Mexican Drug Trafficking Organizations (DTOs), like the Sinaloa Cartel, remain the greatest criminal drug threat to the United States according to the DEA.
The results from the 2015 National Drug Threat Assessment (NDTA) show that drug overdose deaths are the leading cause of injury death in the United States, ahead of motor vehicle deaths and firearms. In 2013, over 46,000 people in the United States died from drug overdose and more than half of those were caused by prescription painkillers and heroin, according to the DEA.
Some of the report’s findings that impact Arizona include:
• Groups, like the Sinaloa Cartel, use the Arizona/Mexico border as the entry point for their illicit cargo to enter the United States, and control virtually all drug trafficking across the Southwest Border. They are continuously trying to expand their reach throughout the United Sates, and are forming relationships with national level and neighborhood street gangs to push retail distribution.
•Drug overdose deaths have become the leading cause of injury deaths in the United States, surpassing the number of deaths by firearms and motor vehicles.
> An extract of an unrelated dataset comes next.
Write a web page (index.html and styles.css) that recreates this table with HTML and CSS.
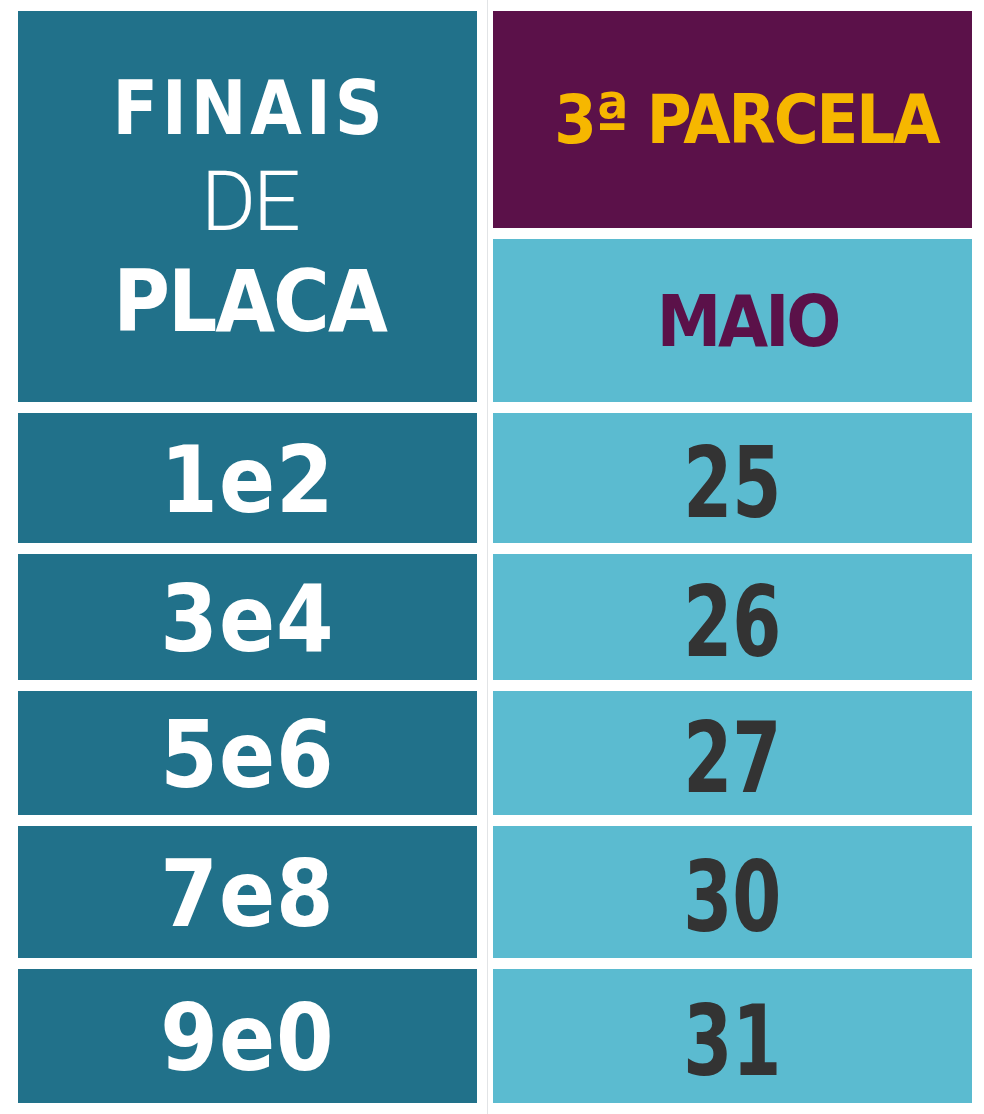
FILE: index.html
```html
<!DOCTYPE html>
<html lang="pt-BR">
<head>
<meta charset="utf-8">
<title>Finais de placa – 3ª parcela</title>
<link rel="stylesheet" href="styles.css">
</head>
<body>
<main class="table">
  <div class="cell head-left">
    <span class="hl-line hl-top">FINAIS</span>
    <span class="hl-line hl-light">DE</span>
    <span class="hl-line hl-bottom">PLACA</span>
  </div>
  <div class="divider" aria-hidden="true"></div>
  <div class="cell head-parcela"><span>3ª PARCELA</span></div>
  <div class="cell head-month"><span>MAIO</span></div>

  <div class="cell plate">1e2</div>
  <div class="cell day"><span class="num">25</span></div>
  <div class="cell plate">3e4</div>
  <div class="cell day"><span class="num">26</span></div>
  <div class="cell plate">5e6</div>
  <div class="cell day"><span class="num">27</span></div>
  <div class="cell plate">7e8</div>
  <div class="cell day"><span class="num">30</span></div>
  <div class="cell plate">9e0</div>
  <div class="cell day"><span class="num">31</span></div>
</main>
</body>
</html>
```

FILE: styles.css
```css
html, body {
  margin: 0;
  padding: 0;
  background: #ffffff;
}

body {
  width: 984px;
  height: 1114px;
  overflow: hidden;
  font-family: "DejaVu Sans Condensed", "Liberation Sans Narrow", "DejaVu Sans", sans-serif;
  font-stretch: condensed;
}

.table {
  display: grid;
  grid-template-columns: 459px 16px 479px;
  grid-template-rows: 217px 163px 130px 126px 124px 132px 134px;
  row-gap: 11px;
  padding: 11px 0 0 18px;
}

.cell {
  display: flex;
  align-items: center;
  justify-content: center;
  font-weight: 700;
  white-space: nowrap;
}

.divider {
  grid-column: 2;
  grid-row: 1 / -1;
  justify-self: start;
  width: 1px;
  margin: -11px 0 -11px 10px;
  background: #e2e4e6;
}

.head-left {
  grid-column: 1;
  grid-row: 1 / 3;
  flex-direction: column;
  justify-content: flex-start;
  background: #21718a;
  color: #ffffff;
  padding: 50px 0 0 4px;
}

.hl-line {
  display: block;
  line-height: 94px;
}

.hl-top {
  font-size: 74px;
  letter-spacing: 4px;
}

.hl-light {
  font-family: "Roboto", "Open Sans", sans-serif;
  font-weight: 300;
  font-stretch: normal;
  font-size: 84px;
  letter-spacing: -3px;
}

.hl-bottom {
  font-size: 86px;
  letter-spacing: -2px;
  margin-top: 5px;
}

.head-parcela {
  grid-column: 3;
  grid-row: 1;
  background: #5b1149;
  color: #f6b700;
  font-size: 68px;
  letter-spacing: -2px;
  padding-left: 28px;
}

.head-month {
  grid-column: 3;
  grid-row: 2;
  background: #5bbbd0;
  color: #5b1149;
  font-size: 72px;
  letter-spacing: -3px;
  padding-left: 30px;
}

.plate {
  grid-column: 1;
  background: #21718a;
  color: #ffffff;
  font-size: 92px;
  letter-spacing: 1px;
  padding-top: 4px;
}

.day {
  grid-column: 3;
  background: #5bbbd0;
  color: #333333;
  font-size: 98px;
  padding-top: 10px;
}

.num {
  display: inline-block;
  transform: scaleX(0.8);
}
```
On average, 120 people per day die of a drug overdose in the United States.
•The heroin threat is serious and increasing. Heroin is available in larger quantities, used by more people, and causing an increasing number of overdose deaths. A major cause of this increasing heroin addiction is the rise in Opiate based prescription drugs. As more and more Americans have become addicted to this category of prescription drug, a significant number of these addicts are transitioning to the use of heroin to meet their addictions. Arizona seizures of heroin have increased by 246 % in the last five years. Heroin production and distribution is largely controlled by the Mexican based DTOs.
•Methamphetamine continues to be readily available and is being smuggled into the United States in ever increasing quantities. As the United States has restricted the availability of methamphetamine precursor chemicals over the last ten years, the Mexican based DTOs have become the leading manufacturer and supplier of methamphetamine into the United States. Super laboratories capable of making hundred pound quantities of methamphetamine have proliferated in Mexico, as the precursor controls in that country are not as strong as those in the United States. In Arizona, methamphetamine seizures have increased by 294 % in the past five years.